Work to do
Return all of the data exactly as written, without the pictures.

───── Raw data ─────

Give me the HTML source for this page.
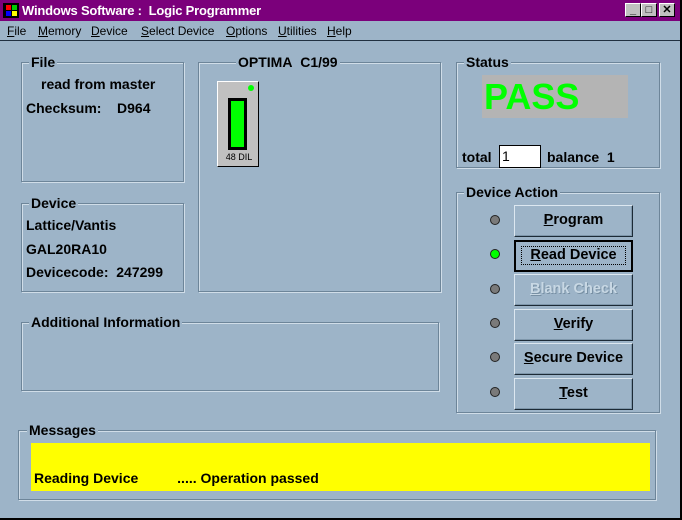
<!DOCTYPE html>
<html><head><style>
*{margin:0;padding:0;box-sizing:border-box}
body{width:682px;height:520px;background:#9db4c8;font-family:"Liberation Sans",Arial,sans-serif;font-size:14px;font-weight:bold;color:#000;position:relative;overflow:hidden}
.a{position:absolute}
.title{left:0;top:0;width:682px;height:21px;background:#7b007b;color:#fff;font-size:13px;line-height:21px;padding-left:22px;letter-spacing:-0.2px}
.menu{left:0;top:21px;width:682px;height:20px;border-bottom:1px solid #203040;font-weight:normal;font-size:12px;line-height:20px}
.menu span{position:absolute;top:0}
.g{position:absolute;border:1px solid #6d8599;box-shadow:1px 1px 0 #d0dde8 inset,1px 1px 0 #d0dde8}
.gt{position:absolute;top:-9px;background:#9db4c8;padding:0 2px;line-height:16px;font-size:14px}
.btn{position:absolute;left:514px;width:119px;height:32px;background:#9db4c8;border:1px solid;border-color:#dce7f0 #1c2a36 #1c2a36 #dce7f0;box-shadow:-1px -1px 0 #7e96aa inset;text-align:center;line-height:29px;font-size:14.5px}
.led{position:absolute;left:490px;width:10px;height:10px;border-radius:50%;background:#7a7a7a;border:1px solid #222}
.wb{position:absolute;top:3px;width:16px;height:14px;background:#c0c0c0;border:1px solid;border-color:#fff #000 #000 #fff;font-size:11px;line-height:12px;text-align:center;color:#000}
u{text-decoration:underline}
</style></head><body>
<div class="a title">Windows Software :&nbsp; Logic Programmer</div>
<div class="a" style="left:3px;top:3px;width:16px;height:15px;background:#000"><div class="a" style="left:3px;top:2px;width:5px;height:5px;background:#f00"></div><div class="a" style="left:9px;top:2px;width:5px;height:5px;background:#0c0"></div><div class="a" style="left:3px;top:8px;width:5px;height:5px;background:#00f"></div><div class="a" style="left:9px;top:8px;width:5px;height:5px;background:#ff0"></div></div>
<div class="wb" style="left:625px">_</div><div class="wb" style="left:641px">□</div><div class="wb" style="left:659px">✕</div>
<div class="a menu"><span style="left:7px"><u>F</u>ile</span><span style="left:38px"><u>M</u>emory</span><span style="left:91px"><u>D</u>evice</span><span style="left:141px"><u>S</u>elect Device</span><span style="left:226px"><u>O</u>ptions</span><span style="left:278px"><u>U</u>tilities</span><span style="left:327px"><u>H</u>elp</span></div>

<div class="g" style="left:21px;top:62px;width:163px;height:120px"><div class="gt" style="left:7px">File</div>
<div class="a" style="left:19px;top:13px">read from master</div><div class="a" style="left:4px;top:37px">Checksum:&nbsp;&nbsp;&nbsp; D964</div></div>
<div class="g" style="left:21px;top:203px;width:163px;height:89px"><div class="gt" style="left:7px">Device</div>
<div class="a" style="left:4px;top:13px">Lattice/Vantis</div><div class="a" style="left:4px;top:37px">GAL20RA10</div><div class="a" style="left:4px;top:60px">Devicecode:&nbsp; 247299</div></div>
<div class="g" style="left:198px;top:62px;width:243px;height:230px"><div class="gt" style="left:37px">OPTIMA&nbsp; C1/99</div>
<div class="a" style="left:18px;top:18px;width:42px;height:86px;background:#c0c0c0;border:1px solid;border-color:#fff #000 #000 #fff">
<div class="a" style="left:30px;top:3px;width:6px;height:6px;border-radius:50%;background:#0f0"></div>
<div class="a" style="left:10px;top:16px;width:19px;height:52px;background:#000"><div class="a" style="left:3px;top:3px;width:13px;height:46px;background:#00ff00"></div></div>
<div class="a" style="left:1px;top:70px;font-size:9px;font-weight:normal;width:40px;text-align:center">48 DIL</div></div></div>
<div class="g" style="left:21px;top:322px;width:418px;height:69px"><div class="gt" style="left:7px">Additional Information</div></div>

<div class="g" style="left:456px;top:62px;width:204px;height:106px"><div class="gt" style="left:7px">Status</div>
<div class="a" style="left:25px;top:12px;width:146px;height:43px;background:#b4b4b4;color:#00ff00;font-size:36px;line-height:43px;padding-left:2px">PASS</div>
<div class="a" style="left:5px;top:86px">total</div>
<div class="a" style="left:42px;top:82px;width:42px;height:23px;background:#fff;border:1px solid #000;font-weight:normal;font-size:14px;padding-left:2px;line-height:20px">1</div>
<div class="a" style="left:90px;top:86px">balance&nbsp; 1</div></div>

<div class="g" style="left:456px;top:192px;width:204px;height:221px"><div class="gt" style="left:7px">Device Action</div></div>
<div class="led" style="top:215px"></div><div class="btn" style="top:205px"><u>P</u>rogram</div>
<div class="led" style="top:249px;background:#00ff00"></div><div class="btn" style="top:240px;border:2px solid #000;box-shadow:none;line-height:26px"><span style="border:1px dotted #000;padding:0 8px 1px"><u>R</u>ead Device</span></div>
<div class="led" style="top:284px"></div><div class="btn" style="top:274px;color:#c8d8e4;text-shadow:1px 1px 0 #7890a4"><u>B</u>lank Check</div>
<div class="led" style="top:318px"></div><div class="btn" style="top:309px"><u>V</u>erify</div>
<div class="led" style="top:352px"></div><div class="btn" style="top:343px"><u>S</u>ecure Device</div>
<div class="led" style="top:387px"></div><div class="btn" style="top:378px"><u>T</u>est</div>

<div class="g" style="left:18px;top:430px;width:638px;height:70px"><div class="gt" style="left:8px">Messages</div>
<div class="a" style="left:12px;top:12px;width:619px;height:48px;background:#ffff00"><div class="a" style="left:3px;top:27px">Reading Device&nbsp;&nbsp;&nbsp;&nbsp;&nbsp;&nbsp;&nbsp;&nbsp;&nbsp; ..... Operation passed</div></div></div>
<div class="a" style="left:0;top:518px;width:682px;height:2px;background:#000"></div>
<div class="a" style="left:680px;top:0;width:2px;height:520px;background:#000"></div>
</body></html>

─────

Solution to this exercise
Give me the HTML source for this page.
<!DOCTYPE html>
<html><head><style>
*{margin:0;padding:0;box-sizing:border-box}
body{width:682px;height:520px;background:#9db4c8;font-family:"Liberation Sans",Arial,sans-serif;font-size:14px;font-weight:bold;color:#000;position:relative;overflow:hidden}
.a{position:absolute}
.title{left:0;top:0;width:682px;height:21px;background:#7b007b;color:#fff;font-size:13px;line-height:21px;padding-left:22px;letter-spacing:-0.2px}
.menu{left:0;top:21px;width:682px;height:20px;border-bottom:1px solid #203040;font-weight:normal;font-size:12px;line-height:20px}
.menu span{position:absolute;top:0}
.g{position:absolute;border:1px solid #6d8599;box-shadow:1px 1px 0 #d0dde8 inset,1px 1px 0 #d0dde8}
.gt{position:absolute;top:-9px;background:#9db4c8;padding:0 2px;line-height:16px;font-size:14px}
.btn{position:absolute;left:514px;width:119px;height:32px;background:#9db4c8;border:1px solid;border-color:#dce7f0 #1c2a36 #1c2a36 #dce7f0;box-shadow:-1px -1px 0 #7e96aa inset;text-align:center;line-height:29px;font-size:14.5px}
.led{position:absolute;left:490px;width:10px;height:10px;border-radius:50%;background:#7a7a7a;border:1px solid #222}
.wb{position:absolute;top:3px;width:16px;height:14px;background:#c0c0c0;border:1px solid;border-color:#fff #000 #000 #fff;font-size:11px;line-height:12px;text-align:center;color:#000}
u{text-decoration:underline}
</style></head><body>
<div class="a title">Windows Software :&nbsp; Logic Programmer</div>
<div class="a" style="left:3px;top:3px;width:16px;height:15px;background:#000"><div class="a" style="left:3px;top:2px;width:5px;height:5px;background:#f00"></div><div class="a" style="left:9px;top:2px;width:5px;height:5px;background:#0c0"></div><div class="a" style="left:3px;top:8px;width:5px;height:5px;background:#00f"></div><div class="a" style="left:9px;top:8px;width:5px;height:5px;background:#ff0"></div></div>
<div class="wb" style="left:625px">_</div><div class="wb" style="left:641px">□</div><div class="wb" style="left:659px">✕</div>
<div class="a menu"><span style="left:7px"><u>F</u>ile</span><span style="left:38px"><u>M</u>emory</span><span style="left:91px"><u>D</u>evice</span><span style="left:141px"><u>S</u>elect Device</span><span style="left:226px"><u>O</u>ptions</span><span style="left:278px"><u>U</u>tilities</span><span style="left:327px"><u>H</u>elp</span></div>

<div class="g" style="left:21px;top:62px;width:163px;height:120px"><div class="gt" style="left:7px">File</div>
<div class="a" style="left:19px;top:13px">read from master</div><div class="a" style="left:4px;top:37px">Checksum:&nbsp;&nbsp;&nbsp; D964</div></div>
<div class="g" style="left:21px;top:203px;width:163px;height:89px"><div class="gt" style="left:7px">Device</div>
<div class="a" style="left:4px;top:13px">Lattice/Vantis</div><div class="a" style="left:4px;top:37px">GAL20RA10</div><div class="a" style="left:4px;top:60px">Devicecode:&nbsp; 247299</div></div>
<div class="g" style="left:198px;top:62px;width:243px;height:230px"><div class="gt" style="left:37px">OPTIMA&nbsp; C1/99</div>
<div class="a" style="left:18px;top:18px;width:42px;height:86px;background:#c0c0c0;border:1px solid;border-color:#fff #000 #000 #fff">
<div class="a" style="left:30px;top:3px;width:6px;height:6px;border-radius:50%;background:#0f0"></div>
<div class="a" style="left:10px;top:16px;width:19px;height:52px;background:#000"><div class="a" style="left:3px;top:3px;width:13px;height:46px;background:#00ff00"></div></div>
<div class="a" style="left:1px;top:70px;font-size:9px;font-weight:normal;width:40px;text-align:center">48 DIL</div></div></div>
<div class="g" style="left:21px;top:322px;width:418px;height:69px"><div class="gt" style="left:7px">Additional Information</div></div>

<div class="g" style="left:456px;top:62px;width:204px;height:106px"><div class="gt" style="left:7px">Status</div>
<div class="a" style="left:25px;top:12px;width:146px;height:43px;background:#b4b4b4;color:#00ff00;font-size:36px;line-height:43px;padding-left:2px">PASS</div>
<div class="a" style="left:5px;top:86px">total</div>
<div class="a" style="left:42px;top:82px;width:42px;height:23px;background:#fff;border:1px solid #000;font-weight:normal;font-size:14px;padding-left:2px;line-height:20px">1</div>
<div class="a" style="left:90px;top:86px">balance&nbsp; 1</div></div>

<div class="g" style="left:456px;top:192px;width:204px;height:221px"><div class="gt" style="left:7px">Device Action</div></div>
<div class="led" style="top:215px"></div><div class="btn" style="top:205px"><u>P</u>rogram</div>
<div class="led" style="top:249px;background:#00ff00"></div><div class="btn" style="top:240px;border:2px solid #000;box-shadow:none;line-height:26px"><span style="border:1px dotted #000;padding:0 8px 1px"><u>R</u>ead Device</span></div>
<div class="led" style="top:284px"></div><div class="btn" style="top:274px;color:#c8d8e4;text-shadow:1px 1px 0 #7890a4"><u>B</u>lank Check</div>
<div class="led" style="top:318px"></div><div class="btn" style="top:309px"><u>V</u>erify</div>
<div class="led" style="top:352px"></div><div class="btn" style="top:343px"><u>S</u>ecure Device</div>
<div class="led" style="top:387px"></div><div class="btn" style="top:378px"><u>T</u>est</div>

<div class="g" style="left:18px;top:430px;width:638px;height:70px"><div class="gt" style="left:8px">Messages</div>
<div class="a" style="left:12px;top:12px;width:619px;height:48px;background:#ffff00"><div class="a" style="left:3px;top:27px">Reading Device&nbsp;&nbsp;&nbsp;&nbsp;&nbsp;&nbsp;&nbsp;&nbsp;&nbsp; ..... Operation passed</div></div></div>
<div class="a" style="left:0;top:518px;width:682px;height:2px;background:#000"></div>
<div class="a" style="left:680px;top:0;width:2px;height:520px;background:#000"></div>
</body></html>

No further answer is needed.